The above actions portray the first module’s primary goal: infiltrate as many systems on the network as possible.

Module 2: Reconnaissance

The second module is a binary file and is responsible for retrieving system information. It copies itself to the %AppData% and Startup folders with added junk data in the overlay to increase its size, thereby changing the hash of the file, to evade detection.

The collected information includes computer name, GUID, MAC address, OS version, system architecture (32-bit or 64-bit), graphics memory information, system time and these are sent to a C&C as depicted in Figure 9.

Module 3: Credential dumping

The third module is a python-compiled executable which drops a PowerShell implementation of Mimikatz. It drops a PowerShell script named m2.ps1 which reflectively injects the Mimikatz binary into either its PowerShell process or any remote process. This is achieved once again by using publicly available source code Invoke-ReflectivePEInjection on Github where the threat actor has added the base64-encoded Mimikatz binary to the code.

Before the code injection, it bypasses AMSI (Microsoft’s Anti-Malware Scan Interface) as depicted in Figure 10 to ensure products subscribing to AMSI callbacks won’t scan the input console.

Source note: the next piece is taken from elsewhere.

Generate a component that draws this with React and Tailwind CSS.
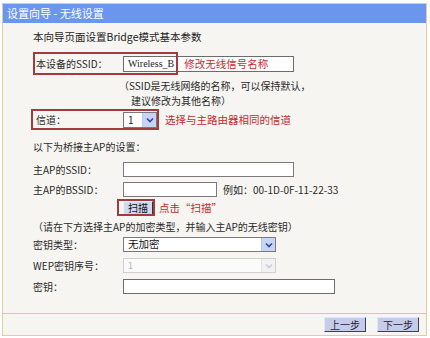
import React from "react";

const FONT = { fontFamily: '"Noto Sans CJK SC", "Liberation Sans", sans-serif' };

const Arrow = ({ disabled }) => (
  <span
    className={`flex h-full w-[14px] items-center justify-center border-l ${
      disabled ? "border-[#e2e2e2] bg-[#f2f2f2]" : "border-[#b9c8ea] bg-[#c6d4f5]"
    }`}
  >
    <svg width="8" height="6" viewBox="0 0 8 6">
      <path
        d="M1 1.5 L4 4.5 L7 1.5"
        fill="none"
        stroke={disabled ? "#c9ccd6" : "#34489a"}
        strokeWidth="1.6"
      />
    </svg>
  </span>
);

const Label = ({ children }) => (
  <span className="w-[90px] shrink-0 text-[10px] leading-none text-[#2a2a2a]">{children}</span>
);

const Row = ({ label, children, className = "" }) => (
  <div className={`flex items-center pl-[30px] ${className}`}>
    <Label>{label}</Label>
    {children}
  </div>
);

const StepButton = ({ children }) => (
  <button className="flex h-[15px] w-[42px] items-center justify-center border border-t-[#e4e6f4] border-l-[#e4e6f4] border-b-[#3d3d55] border-r-[#3d3d55] bg-[#c7cbea] text-[10px] leading-none text-[#1e1e2e]">
    {children}
  </button>
);

export default function App() {
  return (
    <div className="h-[338px] w-[430px] bg-white pb-[2px] pl-[2px] pr-[3px] pt-[3px]" style={FONT}>
      <div className="flex h-full flex-col border border-[#e2cc9b] bg-[#f6f5f1]">
        {/* title */}
        <div className="flex h-[19px] shrink-0 items-center bg-[#6b96ee] pl-[4px] text-[11px] text-white">
          设置向导 - 无线设置
        </div>

        <div className="flex flex-1 flex-col">
          <div className="mt-[6px] flex h-[16px] items-center pl-[30px] text-[10.5px] text-[#1c1c1c]">
            本向导页面设置Bridge模式基本参数
          </div>

          {/* ssid */}
          <div className="relative mt-[7px] flex h-[23px] items-center pl-[33px]">
            <span className="w-[87px] shrink-0 text-[10px] leading-none text-[#2a2a2a]">本设备的SSID：</span>
            <div className="flex h-[16px] w-[171px] items-center border border-[#6c6c6c] bg-white pl-[4px]">
              <span className="text-[10px] text-[#222]" style={{ fontFamily: '"Liberation Serif", serif' }}>
                Wireless_B
              </span>
              <span className="ml-[10px] text-[10.5px] text-[#c8282e]">修改无线信号名称</span>
            </div>
            <div className="absolute left-[30px] top-0 h-[23px] w-[145px] border-2 border-[#a33a3e]" />
          </div>

          <div className="mt-[3px] pl-[116px] text-[10px] leading-[15px] text-[#2a2a2a]">
            （SSID是无线网络的名称，可以保持默认，
          </div>
          <div className="pl-[128px] text-[10px] leading-[15px] text-[#2a2a2a]">建议修改为其他名称）</div>

          {/* channel */}
          <div className="relative mt-[1px] flex h-[21px] items-center pl-[33px]">
            <span className="w-[87px] shrink-0 text-[10px] leading-none text-[#2a2a2a]">信道：</span>
            <div className="flex h-[16px] w-[34px] items-center border border-[#7a7a7a] bg-white">
              <span className="flex-1 pl-[4px] text-[10px] leading-none text-[#222]">1</span>
              <Arrow />
            </div>
            <span className="ml-[8px] text-[10.5px] text-[#c8282e]">选择与主路由器相同的信道</span>
            <div className="absolute left-[28px] top-0 h-[21px] w-[128px] border-2 border-[#a33a3e]" />
          </div>

          <div className="mt-[9px] flex h-[14px] items-center pl-[30px] text-[10px] text-[#2a2a2a]">
            以下为桥接主AP的设置：
          </div>

          <Row label="主AP的SSID：" className="mt-[9px] h-[15px]">
            <div className="h-[15px] w-[171px] border border-[#7a7a7a] bg-white" />
          </Row>

          <Row label="主AP的BSSID：" className="mt-[5px] h-[15px]">
            <div className="h-[15px] w-[94px] border border-[#7a7a7a] bg-white" />
            <span className="ml-[6px] text-[10px] text-[#2a2a2a]">例如：00-1D-0F-11-22-33</span>
          </Row>

          {/* scan */}
          <div className="relative mt-[2px] flex h-[17px] items-center pl-[120px]">
            <button className="flex h-[14px] w-[30px] items-center justify-center border border-t-[#eef0f8] border-l-[#eef0f8] border-b-[#333] border-r-[#333] bg-[#d3d7ef] text-[10px] leading-none text-[#111]">
              扫描
            </button>
            <span className="ml-[6px] text-[10.5px] text-[#c8282e]">点击“扫描”</span>
            <div className="absolute left-[114px] top-0 h-[17px] w-[38px] border-2 border-[#a33a3e]" />
          </div>

          <div className="mt-[3px] flex h-[14px] items-center pl-[30px] text-[10px] text-[#2a2a2a]">
            （请在下方选择主AP的加密类型，并输入主AP的无线密钥）
          </div>

          <Row label="密钥类型：" className="mt-[4px] h-[15px]">
            <div className="flex h-[15px] w-[153px] items-center border border-[#7a7a7a] bg-white">
              <span className="flex-1 pl-[4px] text-[10.5px] leading-none text-[#111]">无加密</span>
              <Arrow />
            </div>
          </Row>

          <Row label="WEP密钥序号：" className="mt-[6px] h-[15px]">
            <div className="flex h-[15px] w-[153px] items-center border border-[#cfcfcf] bg-[#fbfbfb]">
              <span className="flex-1 pl-[4px] text-[9px] leading-none text-[#b5b5b5]">1</span>
              <Arrow disabled />
            </div>
          </Row>

          <Row label="密钥：" className="mt-[6px] h-[15px]">
            <div className="h-[15px] w-[212px] border border-[#6c6c6c] bg-white" />
          </Row>
        </div>

        {/* footer */}
        <div className="flex h-[22px] shrink-0 items-center justify-end gap-[11px] border-t border-[#dcc799] pr-[7px]">
          <StepButton>上一步</StepButton>
          <StepButton>下一步</StepButton>
        </div>
      </div>
    </div>
  );
}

In addition this module also consists of Impacket. For those who are unaware, Impacket is a collection of python classes used for working with network protocols, remote access, lateral movements, etc.

The malware tries to use the same weak password for SQL to access vulnerable server databases, and also scan for vulnerable devices on the network which can be exploited using publicly available code in the exploit database.

Module 4: Payload dropper

The final module is a PowerShell script which downloads the actual payload of the Miner as depicted in Figure 13, but it never gets stored as a file on disk. Instead, it gets injected into the PowerShell process and gets executed. It also creates a scheduled task for persistence.

This sophisticated attack highlights the necessity of securing not only individual systems but the entire network, and keeping it free of known vulnerabilities or security issues. Unlike other cyber attacks, this attack was executed using publicly available source code, research documentation and tools. The simplicity of this might well encourage other cybercriminals to launch similar insidious attacks in future.

Security best practices to mitigate such attacks: 

• Download and update necessary software patches.
• Use complex passwords (not to mention changing passwords regularly).
• Disable PowerShell feature when not needed.
• Do not open any email attachment that looks suspicious or that you weren’t expecting.
• Install robust and fast-acting security software which provide multi-layered detection, such as K7 Security products.

Indicators of Compromise

Malware Component	Hash	K7 Detection Name
cert.ps1 (Module 1)	2FBCE2ECF670EB186C6E3E5886056312	Trojan ( 0001140e1 )
64-bit Mimikatz	B7F2E7818545F59F39D03BD9FC3E6C41	Trojan ( 004dd3fa1 )
32-bit Mimikatz	9B9F8F7793F40E9C3A5B81BC37C27AA5	Riskware ( 004dc6a21 )
CoinMiner	D81233988EC80F56EA4094BAD7AB5814	Trojan ( 0054c9911 )
Collect system information	66EA09330BEE7239FCB11A911F8E8EA3	Riskware ( 0040eff71 )
m2.ps1	4E4A2B3A8909AC1B4B79AC63C43D1DD8	Trojan ( 0001140e1 )
Python-compiled binary for Mimikatz	470B4F5BC84DB74AB1935186A3B5219F	Trojan ( 00548cd51 )
PowerShell script to download Miner	95ADF923BA32CC5004277867181680C8	Trojan ( 0001140e1 )

URLs
• hxxp://lp[.]abbny[.]com
• hxxp://lp[.]beahh[.]com
• hxxp://lp[.]haqo[.]net
• hxxp://v[.]beahh[.]com/wm?hp
• hxxp://d[.]beahh[.]com/update.png?p=11
• hxxp://v[.]y6h[.]net/g?h
• hxxp://down[.]beahh[.]com/newol.dat

The above URLs are actively blocked by K7 Safe Surf.